## [STATED PROBLEM]
Transcribe the listing in full, excluding any pictures.

--- start DATASET SECTION ---

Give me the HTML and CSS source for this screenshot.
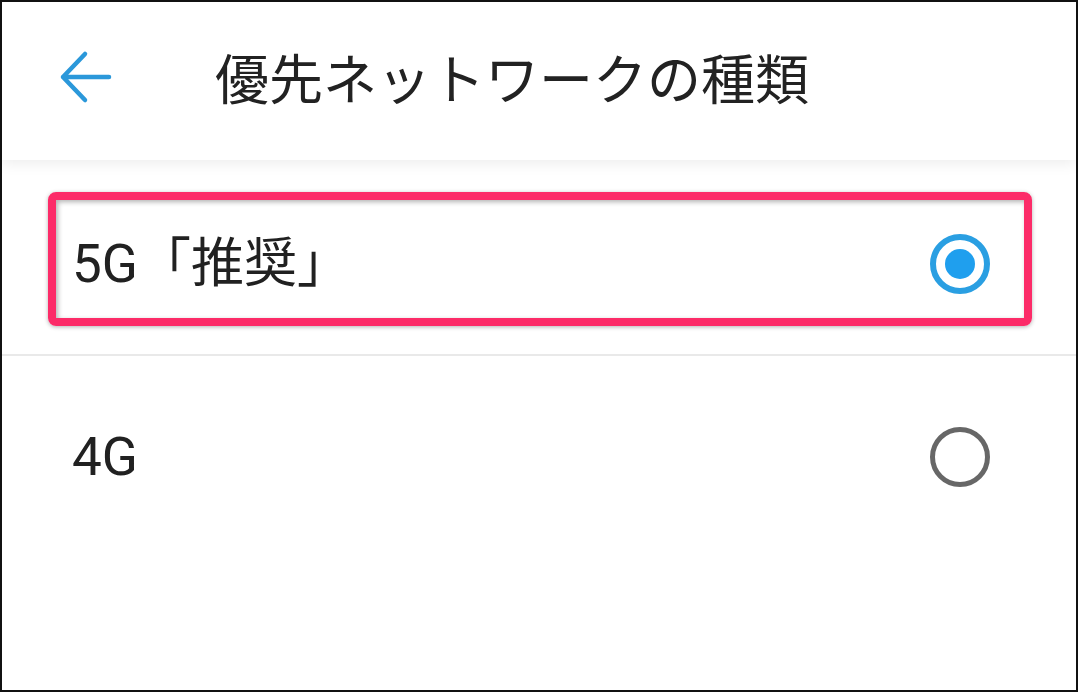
FILE: index.html
```html
<!DOCTYPE html>
<html lang="ja">
<head>
<meta charset="utf-8">
<title>優先ネットワークの種類</title>
<link rel="stylesheet" href="styles.css">
</head>
<body>
<div class="frame">
  <header class="appbar">
    <svg class="back" width="56" height="56" viewBox="0 0 56 56" aria-hidden="true">
      <path d="M51 28H5M27 5L5 28L27 51" fill="none" stroke="#2b98da" stroke-width="4.5" stroke-linecap="round" stroke-linejoin="round"/>
    </svg>
    <h1 class="title">優先ネットワークの種類</h1>
  </header>
  <ul class="list">
    <li class="row row-first">
      <span class="label">5G「推奨」</span>
      <span class="radio radio-on"><span class="dot"></span></span>
      <span class="highlight"></span>
    </li>
    <li class="divider"></li>
    <li class="row row-second">
      <span class="label">4G</span>
      <span class="radio radio-off"></span>
    </li>
  </ul>
</div>
</body>
</html>
```

FILE: styles.css
```css
html, body {
  margin: 0;
  padding: 0;
  background: #ffffff;
}

.frame {
  width: 1078px;
  height: 692px;
  box-sizing: border-box;
  border: 2px solid #111111;
  background: #ffffff;
  overflow: hidden;
  display: flex;
  flex-direction: column;
  font-family: Roboto, "Noto Sans CJK JP", sans-serif;
  color: #212121;
}

.appbar {
  position: relative;
  z-index: 2;
  height: 158px;
  flex: 0 0 158px;
  box-sizing: border-box;
  display: flex;
  align-items: center;
  padding-left: 56px;
  padding-bottom: 8px;
  background: #ffffff;
  box-shadow: 0 3px 14px rgba(0, 0, 0, 0.08);
}

.back {
  flex: 0 0 56px;
  display: block;
}

.title {
  margin: 0 0 0 101px;
  font-family: "Noto Sans CJK JP", sans-serif;
  font-weight: 400;
  font-size: 54px;
  line-height: 1;
  color: #222222;
  letter-spacing: 0;
}

.list {
  list-style: none;
  margin: 0;
  padding: 0;
  display: flex;
  flex-direction: column;
}

.row {
  position: relative;
  display: flex;
  align-items: center;
  justify-content: space-between;
  padding-left: 70px;
  padding-right: 86px;
  box-sizing: border-box;
}

.row-first {
  height: 194px;
  padding-top: 14px;
}

.row-second {
  height: 202px;
}

.label {
  font-size: 53px;
  line-height: 1;
  color: #212121;
}

.radio {
  width: 60px;
  height: 60px;
  box-sizing: border-box;
  border-radius: 50%;
  display: flex;
  align-items: center;
  justify-content: center;
  flex: 0 0 60px;
}

.radio-on {
  border: 6px solid #2a9fe2;
}

.radio-on .dot {
  width: 30px;
  height: 30px;
  border-radius: 50%;
  background: #1f9fee;
}

.radio-off {
  border: 5.5px solid #676767;
}

.divider {
  height: 2px;
  background: #e9e9e9;
}

.highlight {
  position: absolute;
  left: 46px;
  top: 32px;
  width: 984px;
  height: 134px;
  box-sizing: border-box;
  border: 8px solid #fc2b68;
  border-radius: 8px;
  box-shadow: 0 1px 4px rgba(0, 0, 0, 0.3), inset 2px 2px 5px rgba(0, 0, 0, 0.3);
  pointer-events: none;
}
```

--- end DATASET SECTION ---

## [THE ANSWER]
Give me the HTML and CSS source for this screenshot.
FILE: index.html
```html
<!DOCTYPE html>
<html lang="ja">
<head>
<meta charset="utf-8">
<title>優先ネットワークの種類</title>
<link rel="stylesheet" href="styles.css">
</head>
<body>
<div class="frame">
  <header class="appbar">
    <svg class="back" width="56" height="56" viewBox="0 0 56 56" aria-hidden="true">
      <path d="M51 28H5M27 5L5 28L27 51" fill="none" stroke="#2b98da" stroke-width="4.5" stroke-linecap="round" stroke-linejoin="round"/>
    </svg>
    <h1 class="title">優先ネットワークの種類</h1>
  </header>
  <ul class="list">
    <li class="row row-first">
      <span class="label">5G「推奨」</span>
      <span class="radio radio-on"><span class="dot"></span></span>
      <span class="highlight"></span>
    </li>
    <li class="divider"></li>
    <li class="row row-second">
      <span class="label">4G</span>
      <span class="radio radio-off"></span>
    </li>
  </ul>
</div>
</body>
</html>
```

FILE: styles.css
```css
html, body {
  margin: 0;
  padding: 0;
  background: #ffffff;
}

.frame {
  width: 1078px;
  height: 692px;
  box-sizing: border-box;
  border: 2px solid #111111;
  background: #ffffff;
  overflow: hidden;
  display: flex;
  flex-direction: column;
  font-family: Roboto, "Noto Sans CJK JP", sans-serif;
  color: #212121;
}

.appbar {
  position: relative;
  z-index: 2;
  height: 158px;
  flex: 0 0 158px;
  box-sizing: border-box;
  display: flex;
  align-items: center;
  padding-left: 56px;
  padding-bottom: 8px;
  background: #ffffff;
  box-shadow: 0 3px 14px rgba(0, 0, 0, 0.08);
}

.back {
  flex: 0 0 56px;
  display: block;
}

.title {
  margin: 0 0 0 101px;
  font-family: "Noto Sans CJK JP", sans-serif;
  font-weight: 400;
  font-size: 54px;
  line-height: 1;
  color: #222222;
  letter-spacing: 0;
}

.list {
  list-style: none;
  margin: 0;
  padding: 0;
  display: flex;
  flex-direction: column;
}

.row {
  position: relative;
  display: flex;
  align-items: center;
  justify-content: space-between;
  padding-left: 70px;
  padding-right: 86px;
  box-sizing: border-box;
}

.row-first {
  height: 194px;
  padding-top: 14px;
}

.row-second {
  height: 202px;
}

.label {
  font-size: 53px;
  line-height: 1;
  color: #212121;
}

.radio {
  width: 60px;
  height: 60px;
  box-sizing: border-box;
  border-radius: 50%;
  display: flex;
  align-items: center;
  justify-content: center;
  flex: 0 0 60px;
}

.radio-on {
  border: 6px solid #2a9fe2;
}

.radio-on .dot {
  width: 30px;
  height: 30px;
  border-radius: 50%;
  background: #1f9fee;
}

.radio-off {
  border: 5.5px solid #676767;
}

.divider {
  height: 2px;
  background: #e9e9e9;
}

.highlight {
  position: absolute;
  left: 46px;
  top: 32px;
  width: 984px;
  height: 134px;
  box-sizing: border-box;
  border: 8px solid #fc2b68;
  border-radius: 8px;
  box-shadow: 0 1px 4px rgba(0, 0, 0, 0.3), inset 2px 2px 5px rgba(0, 0, 0, 0.3);
  pointer-events: none;
}
```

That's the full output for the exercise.